Furthermore, from the caller's point of view, the type of response received is not a type 200 response, but a type 304 response (no content) is returned, identifying that no action needs to be taken.

The main difference between both headers is the information they carry:

eTag carries information such as a kind of hash code of the returned document, so that if a change occurs in that document, the hash code value will be different: 1693011640000
Last Modified provides information on when the document was last modified, so if the result of the next call gets the same timestamp value, it will denote that the content is the same: Sat, 26 Aug 2023 01:00:40 GMT

In these cases, the main performance impact will be on the caller's side. In case we have a client that has to update data periodically and the graphical interface update process is heavy, this mechanism can help reduce that impact, performing that update only when there is new content to display.

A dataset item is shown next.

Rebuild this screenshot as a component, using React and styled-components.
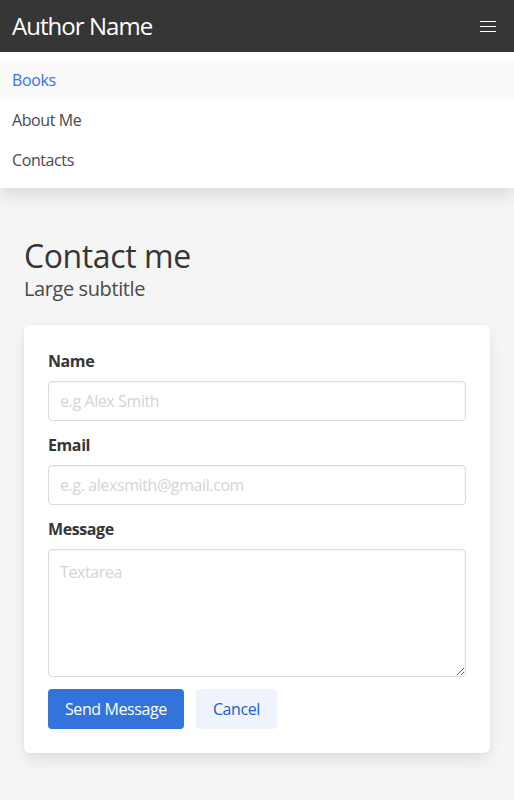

To check these examples, use the following API accesses: /cached/eTag and /cached/lastModified.

Conclusion

Many times improvements over APIs are considered only from the point of view of what we can do in the API itself, whether they are caches for data access, indexes, etc., trying to give our API better performance.

In some scenarios, it can overly complicate our API when sometimes it is sufficient to perform operations to avoid our API being called and delegate that responsibility to an API Gateway (in our repository, NGINX was performing that function).

In that case, there are various headers that we can use, which provide us with some control over what information is being returned, how long it is valid, or when it was last modified.

Not everything is positive with this type of solution. Like all request caching mechanisms, the problem arises when that data is modified and we have to invalidate that cache. Depending on the update frequency of that data, one must decide which mechanism best fits their needs.